● GIVEN INFORMATION
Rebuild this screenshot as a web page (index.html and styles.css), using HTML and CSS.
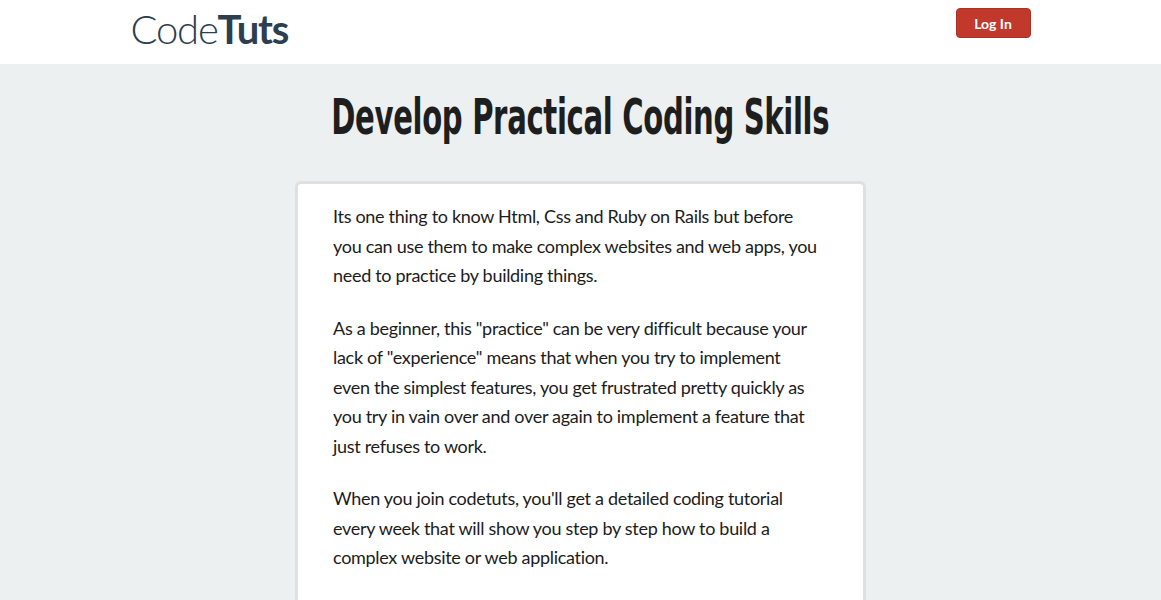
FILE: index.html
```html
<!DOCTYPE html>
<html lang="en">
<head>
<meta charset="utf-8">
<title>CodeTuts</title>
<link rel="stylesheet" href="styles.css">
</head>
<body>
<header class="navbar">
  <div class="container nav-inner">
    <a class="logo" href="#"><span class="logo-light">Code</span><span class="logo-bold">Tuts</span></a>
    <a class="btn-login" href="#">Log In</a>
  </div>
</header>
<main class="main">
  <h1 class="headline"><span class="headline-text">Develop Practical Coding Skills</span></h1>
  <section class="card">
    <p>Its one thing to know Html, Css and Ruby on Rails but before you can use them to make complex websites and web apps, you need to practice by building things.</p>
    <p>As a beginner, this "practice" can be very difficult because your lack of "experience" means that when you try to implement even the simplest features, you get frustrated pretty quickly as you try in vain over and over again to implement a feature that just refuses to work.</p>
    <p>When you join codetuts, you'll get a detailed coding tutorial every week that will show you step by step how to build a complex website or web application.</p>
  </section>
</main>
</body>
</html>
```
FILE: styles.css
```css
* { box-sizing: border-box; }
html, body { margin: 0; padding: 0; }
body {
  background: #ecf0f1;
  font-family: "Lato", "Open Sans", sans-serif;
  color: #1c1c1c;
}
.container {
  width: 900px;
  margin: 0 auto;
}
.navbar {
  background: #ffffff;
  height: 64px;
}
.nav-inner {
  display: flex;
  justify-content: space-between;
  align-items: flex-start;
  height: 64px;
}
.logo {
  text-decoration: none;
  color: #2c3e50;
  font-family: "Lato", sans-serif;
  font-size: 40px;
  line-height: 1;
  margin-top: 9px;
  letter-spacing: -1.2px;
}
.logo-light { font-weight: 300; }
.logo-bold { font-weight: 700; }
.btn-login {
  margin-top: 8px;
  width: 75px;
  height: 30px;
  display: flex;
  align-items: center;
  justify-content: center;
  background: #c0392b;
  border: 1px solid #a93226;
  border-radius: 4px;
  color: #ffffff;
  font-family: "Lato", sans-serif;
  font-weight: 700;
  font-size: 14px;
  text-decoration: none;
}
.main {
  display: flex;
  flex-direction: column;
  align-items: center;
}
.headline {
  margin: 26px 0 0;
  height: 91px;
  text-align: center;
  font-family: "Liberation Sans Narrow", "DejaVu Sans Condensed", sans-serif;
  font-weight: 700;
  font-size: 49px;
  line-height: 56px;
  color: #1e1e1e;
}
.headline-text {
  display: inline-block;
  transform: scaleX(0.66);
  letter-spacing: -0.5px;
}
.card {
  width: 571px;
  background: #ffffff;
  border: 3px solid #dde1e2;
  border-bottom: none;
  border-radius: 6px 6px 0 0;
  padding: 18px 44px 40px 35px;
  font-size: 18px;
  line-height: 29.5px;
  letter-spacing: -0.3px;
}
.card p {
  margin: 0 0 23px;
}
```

● TASK TO COMPLETE
Copy every line of the listing where the word "index" appears.

● SOLUTION TO THE PROBLEM
Rebuild this screenshot as a web page (index.html and styles.css), using HTML and CSS.
FILE: index.html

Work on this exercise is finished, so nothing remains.